Problem description:
Scan the data for lines with "page" and report the count by itself.

Available data:
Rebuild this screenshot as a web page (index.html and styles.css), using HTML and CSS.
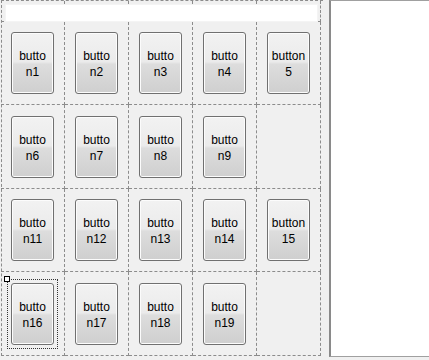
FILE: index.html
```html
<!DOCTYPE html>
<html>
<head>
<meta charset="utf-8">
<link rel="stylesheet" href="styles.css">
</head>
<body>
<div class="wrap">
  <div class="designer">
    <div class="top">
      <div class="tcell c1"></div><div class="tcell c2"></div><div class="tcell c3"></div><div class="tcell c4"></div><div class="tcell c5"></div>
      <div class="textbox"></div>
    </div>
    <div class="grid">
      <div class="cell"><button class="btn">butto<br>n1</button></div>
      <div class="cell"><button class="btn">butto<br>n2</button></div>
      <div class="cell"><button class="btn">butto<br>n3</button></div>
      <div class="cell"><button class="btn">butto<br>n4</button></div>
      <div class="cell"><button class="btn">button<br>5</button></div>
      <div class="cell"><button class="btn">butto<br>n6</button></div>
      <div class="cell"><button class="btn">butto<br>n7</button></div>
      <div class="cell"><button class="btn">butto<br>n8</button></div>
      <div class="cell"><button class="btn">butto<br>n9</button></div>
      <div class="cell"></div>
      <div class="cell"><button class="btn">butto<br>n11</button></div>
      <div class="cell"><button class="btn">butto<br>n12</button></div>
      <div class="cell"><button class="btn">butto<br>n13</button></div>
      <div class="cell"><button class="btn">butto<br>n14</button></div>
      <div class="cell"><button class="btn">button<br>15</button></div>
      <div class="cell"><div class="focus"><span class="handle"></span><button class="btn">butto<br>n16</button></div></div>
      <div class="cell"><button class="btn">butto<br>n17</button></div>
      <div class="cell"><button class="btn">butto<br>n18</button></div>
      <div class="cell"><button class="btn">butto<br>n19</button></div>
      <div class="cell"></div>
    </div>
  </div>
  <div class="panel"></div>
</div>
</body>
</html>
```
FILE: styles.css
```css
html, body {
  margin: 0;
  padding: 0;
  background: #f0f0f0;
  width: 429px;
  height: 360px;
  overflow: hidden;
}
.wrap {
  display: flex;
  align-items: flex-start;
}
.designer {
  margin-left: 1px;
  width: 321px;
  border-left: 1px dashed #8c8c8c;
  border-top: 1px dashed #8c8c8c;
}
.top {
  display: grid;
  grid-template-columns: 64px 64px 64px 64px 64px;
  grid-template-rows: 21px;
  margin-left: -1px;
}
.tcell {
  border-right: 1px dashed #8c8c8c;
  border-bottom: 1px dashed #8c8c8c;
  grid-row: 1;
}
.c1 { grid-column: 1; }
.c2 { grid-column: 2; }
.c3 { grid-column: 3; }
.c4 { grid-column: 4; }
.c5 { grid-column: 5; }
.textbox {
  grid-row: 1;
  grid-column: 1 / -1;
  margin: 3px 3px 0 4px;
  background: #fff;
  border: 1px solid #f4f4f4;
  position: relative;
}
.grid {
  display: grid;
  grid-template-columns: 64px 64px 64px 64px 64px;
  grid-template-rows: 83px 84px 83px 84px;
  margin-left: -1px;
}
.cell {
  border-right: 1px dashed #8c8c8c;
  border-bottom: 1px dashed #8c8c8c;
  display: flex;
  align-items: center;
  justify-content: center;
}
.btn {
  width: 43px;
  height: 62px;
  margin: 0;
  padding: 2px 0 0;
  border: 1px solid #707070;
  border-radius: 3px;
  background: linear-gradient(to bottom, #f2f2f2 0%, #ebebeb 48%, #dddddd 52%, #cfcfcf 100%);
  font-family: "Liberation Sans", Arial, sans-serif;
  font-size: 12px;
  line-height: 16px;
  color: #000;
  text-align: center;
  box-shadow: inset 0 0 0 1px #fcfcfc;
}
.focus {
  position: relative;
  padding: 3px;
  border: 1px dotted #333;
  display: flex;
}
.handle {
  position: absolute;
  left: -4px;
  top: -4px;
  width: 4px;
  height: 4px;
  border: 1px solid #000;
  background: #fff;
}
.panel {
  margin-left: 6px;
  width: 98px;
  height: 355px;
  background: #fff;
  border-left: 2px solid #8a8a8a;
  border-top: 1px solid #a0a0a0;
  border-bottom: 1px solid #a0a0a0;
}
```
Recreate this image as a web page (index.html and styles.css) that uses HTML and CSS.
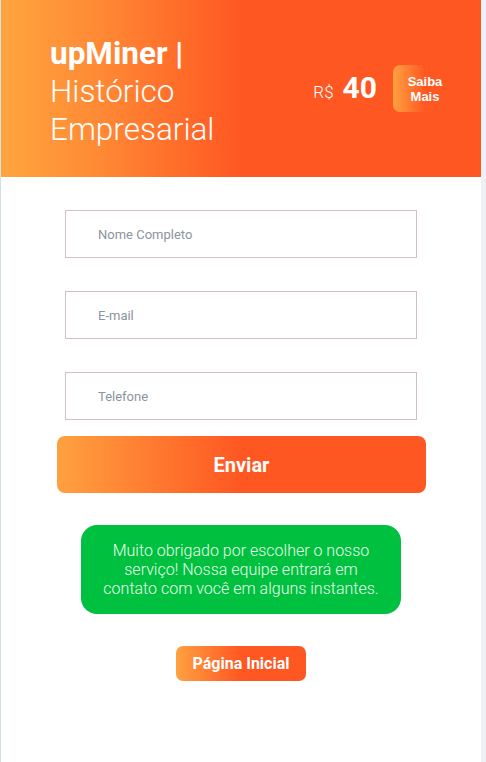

Problem solution:
2